In the minds of those five thousand “men” (ἄνδρες) who experienced the multiplication of loaves and fishes in the wilderness then, Israel was nearing its climactic and promised theo-political revival—its re-entrance into the Promised Land. This heavenly gift of fish and loaves, therefore, like the manna and quail received in the Sinai, was not for the satiation of hunger per se, but rather represented the provisions necessary for the coming campaign (Nehemiah 9:14-15, Psalm 105:40-45).4 Jesus came to be regarded as Israel’s king and shepherd here not because he satisfied bodily hunger in and of itself, but because he satisfied Israel’s communal hunger in a politically-symbolic way.
With Jesus now at the helm of Israel’s redemption—a status confirmed by a powerful Exodus-style sign—the troops would want for nothing. Whereas God had snubbed Theudas and the Egyptian, God was with Jesus.
Embarrassed evangelists
This reading of the feeding miracle depends, of course, on its historicity. Did Jesus actually attempt a dramatic Exodus-style sign? Did his contemporaries believe he had? Or are the Gospel accounts pure concoction, originating primarily in the Elisha loaves-multiplication story (2 Kings 4:42-44) and the Last Supper traditions?
It is difficult to say. Meier believes a primitive barebones narrative is triply independently attested in Mark 6, Mark 8, and John 6. He states: “The criteria of multiple attestation and of coherence5 make it more likely than not that behind our Gospel stories of Jesus feeding the multitude lies some especially memorable communal meal of bread and fish, a meal with eschatological overtones celebrated by Jesus and his disciples with a large crowd by the Sea of Galilee” (John P. Meier, A Marginal Jew, vol. 2, 966-967).

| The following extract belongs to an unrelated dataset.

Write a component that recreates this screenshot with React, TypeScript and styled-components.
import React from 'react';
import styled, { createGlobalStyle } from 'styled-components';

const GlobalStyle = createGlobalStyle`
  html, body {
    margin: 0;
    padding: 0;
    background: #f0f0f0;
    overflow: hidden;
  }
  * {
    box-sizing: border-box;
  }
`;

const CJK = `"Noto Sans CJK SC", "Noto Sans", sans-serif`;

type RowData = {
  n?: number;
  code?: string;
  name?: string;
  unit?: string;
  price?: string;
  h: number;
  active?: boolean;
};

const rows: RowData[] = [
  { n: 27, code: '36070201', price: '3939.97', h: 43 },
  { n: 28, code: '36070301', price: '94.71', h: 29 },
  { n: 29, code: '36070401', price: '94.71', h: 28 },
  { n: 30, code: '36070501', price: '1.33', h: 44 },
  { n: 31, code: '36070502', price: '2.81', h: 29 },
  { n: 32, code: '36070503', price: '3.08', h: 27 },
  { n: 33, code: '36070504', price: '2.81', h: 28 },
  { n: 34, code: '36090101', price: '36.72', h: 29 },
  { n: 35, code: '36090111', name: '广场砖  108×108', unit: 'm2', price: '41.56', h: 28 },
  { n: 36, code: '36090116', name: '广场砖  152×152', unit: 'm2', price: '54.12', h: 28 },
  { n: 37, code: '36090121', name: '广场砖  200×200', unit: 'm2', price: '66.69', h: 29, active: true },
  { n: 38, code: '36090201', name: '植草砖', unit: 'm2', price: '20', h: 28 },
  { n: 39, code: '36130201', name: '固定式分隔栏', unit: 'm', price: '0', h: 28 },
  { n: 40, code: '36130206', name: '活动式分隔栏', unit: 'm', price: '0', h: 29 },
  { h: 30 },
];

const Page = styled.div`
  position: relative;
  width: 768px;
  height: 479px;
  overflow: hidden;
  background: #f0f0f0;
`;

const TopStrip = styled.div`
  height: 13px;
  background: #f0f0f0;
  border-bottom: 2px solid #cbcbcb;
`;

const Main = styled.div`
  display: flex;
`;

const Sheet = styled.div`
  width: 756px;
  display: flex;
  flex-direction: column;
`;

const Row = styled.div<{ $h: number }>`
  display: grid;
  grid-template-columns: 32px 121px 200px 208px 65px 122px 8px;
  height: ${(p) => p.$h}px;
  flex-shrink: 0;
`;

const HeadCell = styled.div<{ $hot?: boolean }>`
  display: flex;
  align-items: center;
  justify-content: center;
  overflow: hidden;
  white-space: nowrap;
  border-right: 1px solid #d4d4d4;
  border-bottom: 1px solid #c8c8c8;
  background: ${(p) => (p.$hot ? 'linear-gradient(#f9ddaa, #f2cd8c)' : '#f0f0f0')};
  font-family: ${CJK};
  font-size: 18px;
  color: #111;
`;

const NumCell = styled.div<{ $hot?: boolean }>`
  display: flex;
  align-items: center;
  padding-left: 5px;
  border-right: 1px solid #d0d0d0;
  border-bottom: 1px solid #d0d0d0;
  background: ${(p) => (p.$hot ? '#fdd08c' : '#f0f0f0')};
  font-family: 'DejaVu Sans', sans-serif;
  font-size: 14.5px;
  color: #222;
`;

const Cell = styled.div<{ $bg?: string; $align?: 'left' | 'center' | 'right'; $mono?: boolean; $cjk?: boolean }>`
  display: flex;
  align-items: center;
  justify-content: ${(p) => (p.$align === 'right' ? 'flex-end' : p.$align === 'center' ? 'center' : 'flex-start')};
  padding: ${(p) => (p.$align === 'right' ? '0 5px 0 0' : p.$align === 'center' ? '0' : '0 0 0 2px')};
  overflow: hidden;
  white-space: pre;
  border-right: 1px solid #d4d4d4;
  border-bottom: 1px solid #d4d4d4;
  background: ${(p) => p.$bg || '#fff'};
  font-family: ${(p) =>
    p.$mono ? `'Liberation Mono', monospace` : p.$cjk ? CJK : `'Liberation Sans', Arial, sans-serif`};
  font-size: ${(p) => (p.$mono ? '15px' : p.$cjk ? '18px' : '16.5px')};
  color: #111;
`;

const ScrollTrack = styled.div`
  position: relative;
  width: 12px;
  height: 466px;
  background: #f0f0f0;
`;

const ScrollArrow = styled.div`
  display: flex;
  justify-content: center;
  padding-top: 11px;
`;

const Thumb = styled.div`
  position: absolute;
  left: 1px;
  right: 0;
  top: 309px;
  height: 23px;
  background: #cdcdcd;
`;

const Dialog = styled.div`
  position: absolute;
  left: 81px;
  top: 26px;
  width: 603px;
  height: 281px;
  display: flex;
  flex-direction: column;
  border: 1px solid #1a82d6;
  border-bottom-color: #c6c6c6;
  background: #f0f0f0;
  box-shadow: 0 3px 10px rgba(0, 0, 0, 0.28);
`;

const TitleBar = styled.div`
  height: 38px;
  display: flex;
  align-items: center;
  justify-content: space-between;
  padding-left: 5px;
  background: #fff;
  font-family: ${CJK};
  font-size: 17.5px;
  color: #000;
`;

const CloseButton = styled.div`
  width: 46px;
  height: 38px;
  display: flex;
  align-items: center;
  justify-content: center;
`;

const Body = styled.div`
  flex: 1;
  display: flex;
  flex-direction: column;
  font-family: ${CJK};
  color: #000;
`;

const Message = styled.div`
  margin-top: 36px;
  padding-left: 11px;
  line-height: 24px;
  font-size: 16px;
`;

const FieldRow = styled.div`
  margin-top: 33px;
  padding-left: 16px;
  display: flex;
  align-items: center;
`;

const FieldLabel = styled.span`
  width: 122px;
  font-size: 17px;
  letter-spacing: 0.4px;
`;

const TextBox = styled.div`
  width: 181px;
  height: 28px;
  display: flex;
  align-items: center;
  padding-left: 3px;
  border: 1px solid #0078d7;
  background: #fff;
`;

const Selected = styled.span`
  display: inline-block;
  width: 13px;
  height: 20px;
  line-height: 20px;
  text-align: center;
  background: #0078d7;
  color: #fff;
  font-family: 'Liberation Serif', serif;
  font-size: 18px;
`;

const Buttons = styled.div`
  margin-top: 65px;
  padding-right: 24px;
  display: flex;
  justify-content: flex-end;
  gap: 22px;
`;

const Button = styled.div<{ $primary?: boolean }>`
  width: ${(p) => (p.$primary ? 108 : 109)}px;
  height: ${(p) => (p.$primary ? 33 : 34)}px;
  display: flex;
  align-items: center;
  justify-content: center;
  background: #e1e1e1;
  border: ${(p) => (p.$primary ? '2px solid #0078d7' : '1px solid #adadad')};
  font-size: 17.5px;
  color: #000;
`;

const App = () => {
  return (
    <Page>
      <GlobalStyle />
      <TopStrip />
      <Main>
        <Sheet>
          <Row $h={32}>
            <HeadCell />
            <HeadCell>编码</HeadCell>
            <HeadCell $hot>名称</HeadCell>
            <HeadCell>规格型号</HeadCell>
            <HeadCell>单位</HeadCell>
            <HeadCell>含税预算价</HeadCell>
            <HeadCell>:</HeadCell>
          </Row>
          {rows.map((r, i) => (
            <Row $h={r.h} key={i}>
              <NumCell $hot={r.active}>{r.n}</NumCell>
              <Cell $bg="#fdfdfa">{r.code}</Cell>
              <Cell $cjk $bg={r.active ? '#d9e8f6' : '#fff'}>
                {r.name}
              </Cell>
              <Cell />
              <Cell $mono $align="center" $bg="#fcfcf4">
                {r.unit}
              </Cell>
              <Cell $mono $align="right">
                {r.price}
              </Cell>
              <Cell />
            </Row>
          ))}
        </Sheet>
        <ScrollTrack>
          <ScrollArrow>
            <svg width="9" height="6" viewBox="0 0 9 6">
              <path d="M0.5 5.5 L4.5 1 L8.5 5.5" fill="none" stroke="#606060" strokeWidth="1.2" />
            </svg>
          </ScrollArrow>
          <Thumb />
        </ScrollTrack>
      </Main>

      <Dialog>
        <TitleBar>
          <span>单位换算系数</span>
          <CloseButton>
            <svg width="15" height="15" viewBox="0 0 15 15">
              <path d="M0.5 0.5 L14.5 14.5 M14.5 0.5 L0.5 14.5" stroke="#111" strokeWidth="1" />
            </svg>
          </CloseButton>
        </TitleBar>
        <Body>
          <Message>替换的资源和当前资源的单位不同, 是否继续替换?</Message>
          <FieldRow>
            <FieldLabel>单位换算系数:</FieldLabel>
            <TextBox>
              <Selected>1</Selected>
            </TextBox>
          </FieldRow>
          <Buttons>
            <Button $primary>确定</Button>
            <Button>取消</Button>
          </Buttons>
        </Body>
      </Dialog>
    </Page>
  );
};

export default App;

Two more arguments for historicity could be raised.
- Despite having its own historical problems, the Johannine wine miracle at Cana supports the notion that Jesus was known as a food-gift wonderworker at some early stage.
- The evangelists appear embarrassed by the political implications associated with the miracle. Unable to excise the story altogether, the evangelists tried to redirect its interpretation. In one case, John appends a long discourse to the miracle story which interprets the sign in relation to Jesus’ death and the ritual meal it spawned. In another case, Mark alludes to certain hidden meanings lying behind the bread and leftovers (8:14-21). It is possible that these redactions constitute attempts to distance Jesus from the likes of Theudas and the Egyptian. While they were politically-motivated actors, Jesus intended the miracle as a sign-parable of the spiritual salvation effected by his death.
Soon but not yet
As Meier suggests then, it is conceivable that Jesus hosted a particularly large kingdom-feast and as a result kindled the messianic aspirations of his Galilean countrymen. Some came to believe that Jesus had produced heavenly bread and meat as Moses had done long ago. And yet as eager crowds came near to install him as prophet-king of the new Exodus and new Conquest, Jesus unexpectedly fled. While his retreat from the logical consequences of his theatrics is puzzling, it may still be explainable: it may be a matter of eschatological timing.
The signs promised by Theudas (crossing the Jordan) and the Egyptian (toppling the walls of Jericho) were portends of immediate divine military aid. The sign delivered by Jesus, on the other hand, launched the Exodus myth not in bello, but in the wilderness outside the Promised Land. While such a sign certainly anticipated imminent divine action against the pagan empire, Jesus may have believed Israel was destined first for a period of moral testing.

1—Josephus finds these rebellious movements distasteful to say the least: “Conjurers and deceivers persuaded the multitude to follow them into the wilderness, and pretended that they would show them manifest wonders and signs that would be performed by the providence of God” (Antiquities 20.8.5, 169-170).
2—Joshua tells his army: “By this you shall know that among you is the living God who without fail will drive out from before you the Canaanites… When the soles of the feet of the priests who bear the ark of the Lord, the Lord of all the earth, rest in the waters of the Jordan, the waters of the Jordan flowing from above shall be cut off; they shall stand in a single heap” (Joshua 3:10-13).
3—Outsiders classify or confuse Jesus’ movement with those of Theudas and the Egyptian (Acts 5:33-39, 21:37-38).
4—Many expect continual resupply (John 6:34, Mark 8:11-13, cf. Exodus 16:21).
5—Our sources indicate that Jesus held regular “kingdom meals” which foreshadowed the eschatological banquet.